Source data
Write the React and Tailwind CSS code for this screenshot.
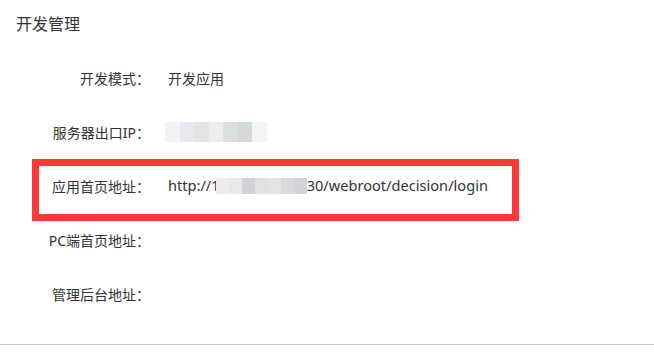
import React from 'react';

const rows = [
  { label: '开发模式：', value: <span>开发应用</span> },
  { label: '服务器出口IP：', value: <IpBlur /> },
  { label: '应用首页地址：', value: <UrlValue />, marked: true },
  { label: 'PC端首页地址：', value: null },
  { label: '管理后台地址：', value: null },
];

/** Mosaic blocks standing in for the redacted server IP. */
function IpBlur() {
  const blocks = ['#f1f2f1', '#e7e9ec', '#e3e4e4', '#ededee', '#dcdedf', '#d5d8d9', '#f3f4f5'];
  return (
    <span className="flex h-[20px] -ml-[3px]">
      {blocks.map((c, i) => (
        <span key={i} className="h-full w-[14.5px]" style={{ backgroundColor: c }} />
      ))}
    </span>
  );
}

function UrlValue() {
  const blocks = ['#ececec', '#e6e7e8', '#cfd3d6', '#e0e2e2', '#e4e4e4', '#d8dadb', '#d2d5d7'];
  return (
    <span className="flex items-center text-[14.6px]">
      <span>http://1</span>
      <span className="flex h-[16px] -ml-[4px]">
        {blocks.map((c, i) => (
          <span key={i} className="h-full w-[13px]" style={{ backgroundColor: c }} />
        ))}
      </span>
      <span>30/webroot/decision/login</span>
    </span>
  );
}

export default function App() {
  return (
    <div
      className="w-[654px] h-[353px] bg-white text-[#333] overflow-hidden"
      style={{ fontFamily: '"Noto Sans", "Noto Sans CJK SC", sans-serif' }}
    >
      <div className="pl-[16px] pt-[13px] text-[16px] leading-[22px]">开发管理</div>

      <div className="mt-[16px]">
        {rows.map((r) => (
          <div key={r.label} className="relative flex items-center h-[54px] text-[14px]">
            <span className="w-[150px] text-right shrink-0">{r.label}</span>
            <span className="ml-[18px] flex items-center">{r.value}</span>
            {r.marked && (
              <span className="absolute left-[32px] top-0 w-[487px] h-[62px] border-[7px] border-[#fc3a3a]" />
            )}
          </div>
        ))}
      </div>

      <div className="mt-[23px] border-t border-[#cccccc]" />
    </div>
  );
}
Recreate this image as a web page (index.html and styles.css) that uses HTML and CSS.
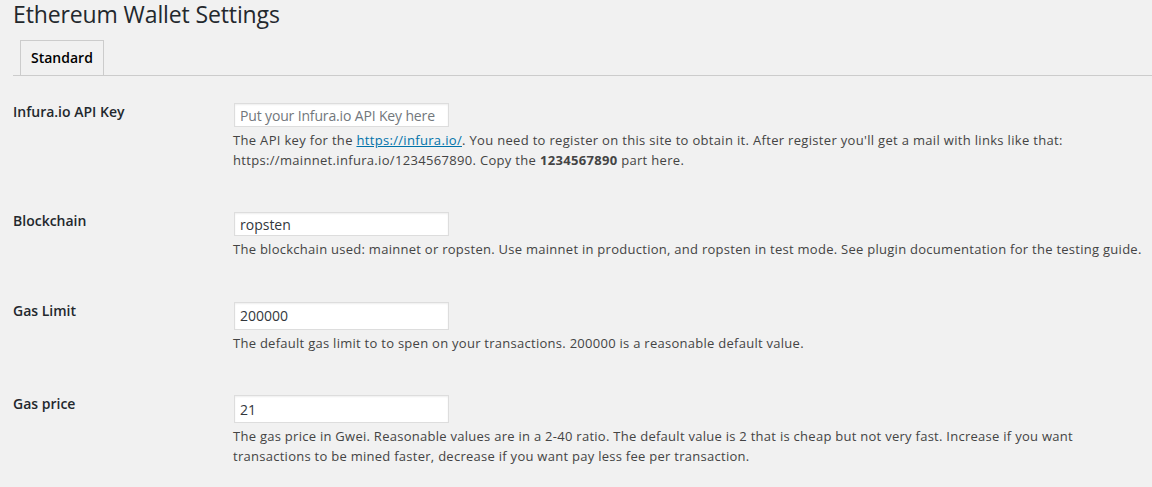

Objective – Quote the preceding records in their entirety, excluding every picture.

Solution to the exercise –
Write the React and Tailwind CSS code for this screenshot.
import React from 'react';

const rows = [
  { label: '开发模式：', value: <span>开发应用</span> },
  { label: '服务器出口IP：', value: <IpBlur /> },
  { label: '应用首页地址：', value: <UrlValue />, marked: true },
  { label: 'PC端首页地址：', value: null },
  { label: '管理后台地址：', value: null },
];

/** Mosaic blocks standing in for the redacted server IP. */
function IpBlur() {
  const blocks = ['#f1f2f1', '#e7e9ec', '#e3e4e4', '#ededee', '#dcdedf', '#d5d8d9', '#f3f4f5'];
  return (
    <span className="flex h-[20px] -ml-[3px]">
      {blocks.map((c, i) => (
        <span key={i} className="h-full w-[14.5px]" style={{ backgroundColor: c }} />
      ))}
    </span>
  );
}

function UrlValue() {
  const blocks = ['#ececec', '#e6e7e8', '#cfd3d6', '#e0e2e2', '#e4e4e4', '#d8dadb', '#d2d5d7'];
  return (
    <span className="flex items-center text-[14.6px]">
      <span>http://1</span>
      <span className="flex h-[16px] -ml-[4px]">
        {blocks.map((c, i) => (
          <span key={i} className="h-full w-[13px]" style={{ backgroundColor: c }} />
        ))}
      </span>
      <span>30/webroot/decision/login</span>
    </span>
  );
}

export default function App() {
  return (
    <div
      className="w-[654px] h-[353px] bg-white text-[#333] overflow-hidden"
      style={{ fontFamily: '"Noto Sans", "Noto Sans CJK SC", sans-serif' }}
    >
      <div className="pl-[16px] pt-[13px] text-[16px] leading-[22px]">开发管理</div>

      <div className="mt-[16px]">
        {rows.map((r) => (
          <div key={r.label} className="relative flex items-center h-[54px] text-[14px]">
            <span className="w-[150px] text-right shrink-0">{r.label}</span>
            <span className="ml-[18px] flex items-center">{r.value}</span>
            {r.marked && (
              <span className="absolute left-[32px] top-0 w-[487px] h-[62px] border-[7px] border-[#fc3a3a]" />
            )}
          </div>
        ))}
      </div>

      <div className="mt-[23px] border-t border-[#cccccc]" />
    </div>
  );
}
Recreate this image as a web page (index.html and styles.css) that uses HTML and CSS.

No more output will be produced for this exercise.